Work to do: Filter the records below down to lines containing "React".

(Entries with page source code)
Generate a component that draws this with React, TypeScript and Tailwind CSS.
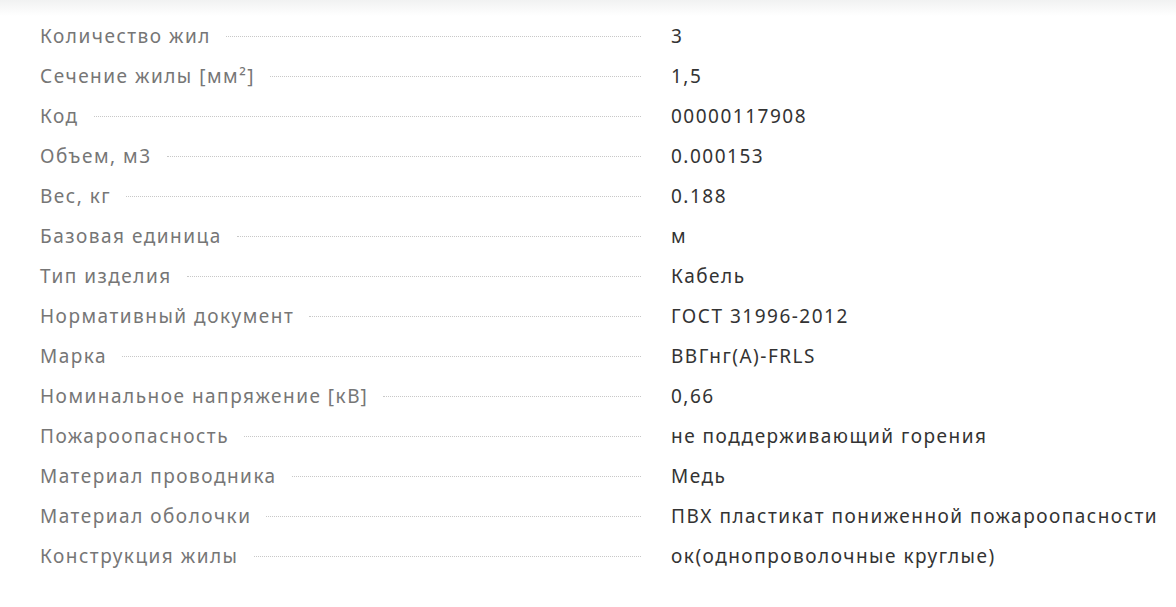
const rows: [string, string][] = [
  ["Количество жил", "3"],
  ["Сечение жилы [мм²]", "1,5"],
  ["Код", "00000117908"],
  ["Объем, м3", "0.000153"],
  ["Вес, кг", "0.188"],
  ["Базовая единица", "м"],
  ["Тип изделия", "Кабель"],
  ["Нормативный документ", "ГОСТ 31996-2012"],
  ["Марка", "ВВГнг(А)-FRLS"],
  ["Номинальное напряжение [кВ]", "0,66"],
  ["Пожароопасность", "не поддерживающий горения"],
  ["Материал проводника", "Медь"],
  ["Материал оболочки", "ПВХ пластикат пониженной пожароопасности"],
  ["Конструкция жилы", "ок(однопроволочные круглые)"],
]

export default function App() {
  return (
    <div className="min-h-[607px] bg-white font-['Noto_Sans',sans-serif] text-[19px] tracking-[1.5px]">
      <div className="h-[16px] bg-gradient-to-b from-[#f1f2f2] to-white" />
      <div className="pl-10">
        {rows.map(([label, value]) => (
          <div key={label} className="grid h-10 grid-cols-[601px_1fr] items-center gap-[30px]">
            <div className="flex items-center gap-[15px]">
              <span className="whitespace-nowrap text-[#767676]">{label}</span>
              <span className="mt-[1px] flex-1 border-b border-dotted border-[#c8c8c8]" />
            </div>
            <span className="whitespace-nowrap text-[#333]">{value}</span>
          </div>
        ))}
      </div>
    </div>
  )
}
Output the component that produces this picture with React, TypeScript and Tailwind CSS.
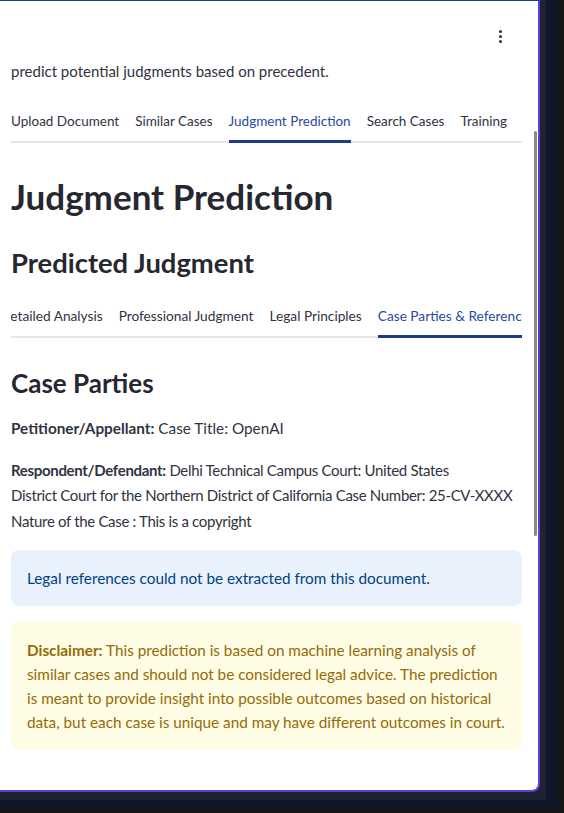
import React from "react";

const font = { fontFamily: "Lato, 'Noto Sans', sans-serif" };

function Tabs({ items, active, size }: { items: string[]; active: number; size: string }) {
  return (
    <div className="relative">
      <div className="flex gap-[16px]">
        {items.map((t, i) => (
          <div key={t} className={`relative pb-[12px] whitespace-nowrap ${size} ${i === active ? "text-[#2a4a9e]" : "text-[#31333f]"}`}>
            {t}
            {i === active && <div className="absolute left-0 right-0 bottom-0 h-[3px] bg-[#1e3a8a] z-10" />}
          </div>
        ))}
      </div>
      <div className="absolute left-0 right-0 bottom-0 h-[2px] bg-[#e6e6ea]" />
    </div>
  );
}

export default function App() {
  return (
    <div className="w-[564px] h-[813px] bg-[#161616] overflow-hidden" style={font}>
      <div className="w-[557px] h-[807px] bg-[#111729]">
        <div className="w-[546px] h-[800px] bg-[#1e2333]">
          <div className="relative w-[540px] h-[792px] bg-white border-r-2 border-b-2 border-[#5a3fd0] rounded-br-[8px] border-t border-t-[#1e3a8a] overflow-hidden">
            <div className="absolute right-[1px] top-[130px] w-[3px] h-[405px] bg-[#8a8a8a] rounded-full" />
            <div className="flex justify-end pr-[36px] pt-[29px]">
              <div className="flex flex-col gap-[2px]">
                <div className="w-[3px] h-[3px] rounded-full bg-[#31333f]" />
                <div className="w-[3px] h-[3px] rounded-full bg-[#31333f]" />
                <div className="w-[3px] h-[3px] rounded-full bg-[#31333f]" />
              </div>
            </div>
            <div className="pl-[11px] w-[522px]">
              <p className="mt-[16px] text-[15px] leading-[24px] text-[#31333f]">predict potential judgments based on precedent.</p>
              <div className="mt-[28px]">
                <Tabs items={["Upload Document", "Similar Cases", "Judgment Prediction", "Search Cases", "Training"]} active={2} size="text-[13.5px] leading-[20px]" />
              </div>
              <h1 className="mt-[31px] text-[35px] leading-[44px] font-bold text-[#262730]">Judgment Prediction</h1>
              <h2 className="mt-[27px] text-[27.4px] leading-[36px] font-bold text-[#262730]">Predicted Judgment</h2>
              <div className="mt-[25px] overflow-hidden">
                <div className="-ml-[11px]">
                  <Tabs items={["Detailed Analysis", "Professional Judgment", "Legal Principles", "Case Parties & References"]} active={3} size="text-[13.7px] leading-[20px]" />
                </div>
              </div>
              <h3 className="mt-[29px] text-[26px] leading-[32px] font-bold text-[#262730]">Case Parties</h3>
              <p className="mt-[17px] text-[15.3px] leading-[25.5px] text-[#31333f]"><b>Petitioner/Appellant:</b> Case Title: OpenAI</p>
              <p className="mt-[16px] text-[15px] tracking-[-0.32px] leading-[25.5px] text-[#31333f]"><b>Respondent/Defendant:</b> Delhi Technical Campus Court: United States<br />District Court for the Northern District of California Case Number: <span className="whitespace-nowrap">25-CV-XXXX</span><br />Nature of the Case : This is a copyright</p>
              <div className="mt-[16px] rounded-[8px] bg-[#e8f1fc] px-[16px] py-[16px] text-[15.3px] leading-[24px] text-[#004280]">Legal references could not be extracted from this document.</div>
              <div className="mt-[16px] rounded-[8px] bg-[#fffce6] px-[16px] py-[16px] text-[15.3px] leading-[24px] text-[#926c05]">
                <b>Disclaimer:</b> This prediction is based on machine learning analysis of similar cases and should not be considered legal advice. The prediction is meant to provide insight into possible outcomes based on historical data, but each case is unique and may have different outcomes in court.
              </div>
            </div>
          </div>
        </div>
      </div>
    </div>
  );
}
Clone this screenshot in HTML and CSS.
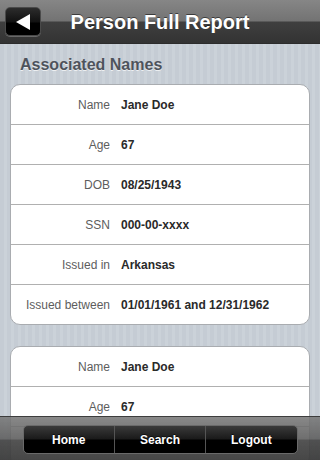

Task response:
Generate a component that draws this with React, TypeScript and Tailwind CSS.
Output the component that produces this picture with React, TypeScript and Tailwind CSS.
import React from "react";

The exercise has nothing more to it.